女子校の放送部で一緒だった三人が、10年ぶりに再会、そして誰もいない高校で週末に遊ぶ話である。三人ともそれなりに生活しているが、今に満足している訳ではない。本当にやりたいこともやれていない感じ。そんな鬱憤を晴らして、10年前にどこかに埋めたタイムカプセルを探すことで、新たなスタートを切るという感じの物語だ。三人が10年ぶりに高校時代に戻って、いろいろ思案するという話。昔から、こういう話は何度も作られてきたような気はするが、それなりに新鮮な80分という感じであった。

廃校になった高校をめぐる感じは、一つの冒険であり、それがタイムスリップ空間であったりもする。週末に少し昔に帰る旅。そういうコンセプトの映画なのだろう。そして、その中心に据えられているのはモデルをやっている桜井玲香だ。彼女のモデル仕事のシーンから映画は始まる。そして、端々に彼女の今の事情みたいなのが出てくる。三人の中ではただ一人、フリーの状態の彼女。高校の時はモデルをやっていることで心はトップにあったのだろう。そして、10年後の停滞状態。彼女に心をシンクロさせる人も多いと思われる現代。そう、この10年で女性の歩む道は多くなった気はするが、なかなか理想の道が少ないという感じ。

まあ、他の二人も会社員をやりながらも、別に未来に向けての希望がひらけている訳ではない。高校卒業から10年後の不安みたいなものは、彼女の会話の中でうまく表現はされている映画だ。
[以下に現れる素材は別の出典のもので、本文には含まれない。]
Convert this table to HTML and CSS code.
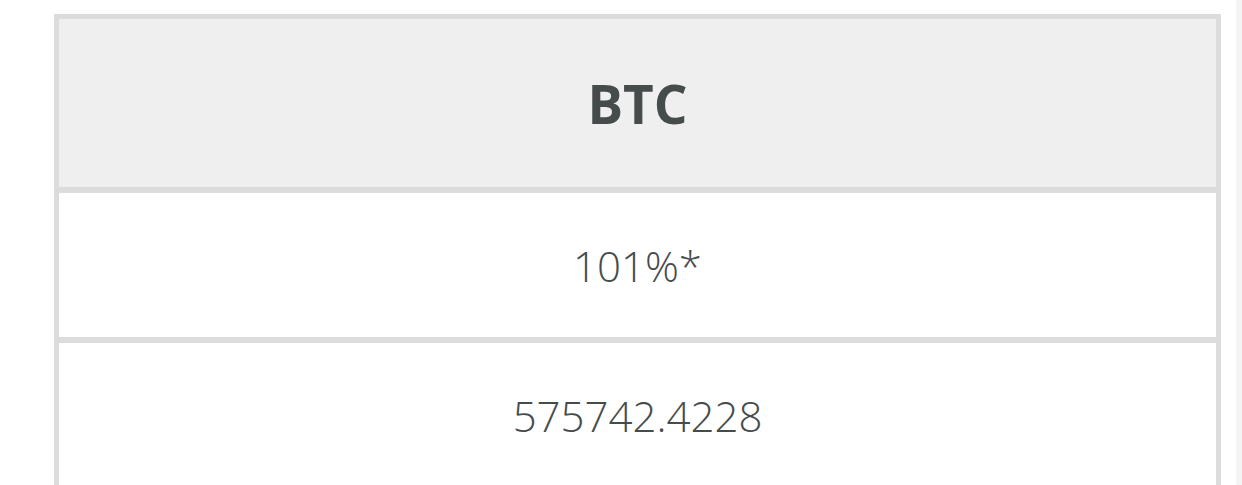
FILE: index.html
```html
<!DOCTYPE html>
<html lang="en">
<head>
<meta charset="utf-8">
<title>BTC</title>
<link rel="stylesheet" href="styles.css">
</head>
<body>
<div class="page">
  <main class="content">
    <div class="card">
      <div class="row head">BTC</div>
      <div class="row">101%*</div>
      <div class="row">575742.4228</div>
    </div>
  </main>
  <div class="rail"></div>
</div>
</body>
</html>
```
FILE: styles.css
```css
html, body {
  margin: 0;
  padding: 0;
  background: #ffffff;
}
body {
  height: 485px;
  overflow: hidden;
  font-family: "Open Sans", "Liberation Sans", sans-serif;
  color: #464c4c;
}
.page {
  display: flex;
  height: 485px;
}
.content {
  flex: 1;
  padding: 14px 15px 0 54px;
}
.rail {
  width: 6px;
  background: #f4f4f4;
}
.card {
  border: 5px solid #dcdcdc;
  border-bottom: none;
  display: flex;
  flex-direction: column;
}
.row {
  height: 144px;
  display: flex;
  align-items: center;
  justify-content: center;
  font-size: 42px;
  font-weight: 300;
  border-top: 6px solid #dcdcdc;
  background: #ffffff;
}
.row.head {
  height: 168px;
  border-top: none;
  background: #efefef;
  font-weight: 700;
  font-size: 53px;
}
```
ただ一人、SNSをうまく使っているようなカメラマン志望の三戸なつめが、うまく三人の接着剤的な感じになっているのは、うまい脚本であると思う。

そして、途中で現役高校生の中井友望が加わり、最後にタイムカプセルに到達する。そして、そこにそれほどの驚きはない。ただ、そこに残った手紙やMDに、皆の友情と未来への想いを感じさせられればよかったのだろう。そう、そんなにサプライズは必要ないとばかりに、ちゃんとそこで三人をリセットさせているのは、監督の映画感みたいなものが、日常にいかに寄り添わせるかみたいなところにあるのではないか?と思わせる。

映画的な、ドラマチックなところは少ない映画だが、ラストの東雲の風景が彼女たちのリスタートを見守る感じが作りたかったのだろう。それは、美しく成就されていたと思う。

そして、岡崎紗絵。もう一つ役どころとして優等生的なところがあり、中途半端な存在感。まあ、まだ高校の制服が似合ったりもするので、女優としては、少女と女性の間を窓んでいる感じ。もう一つステージアップしていただきたい女優さんであります。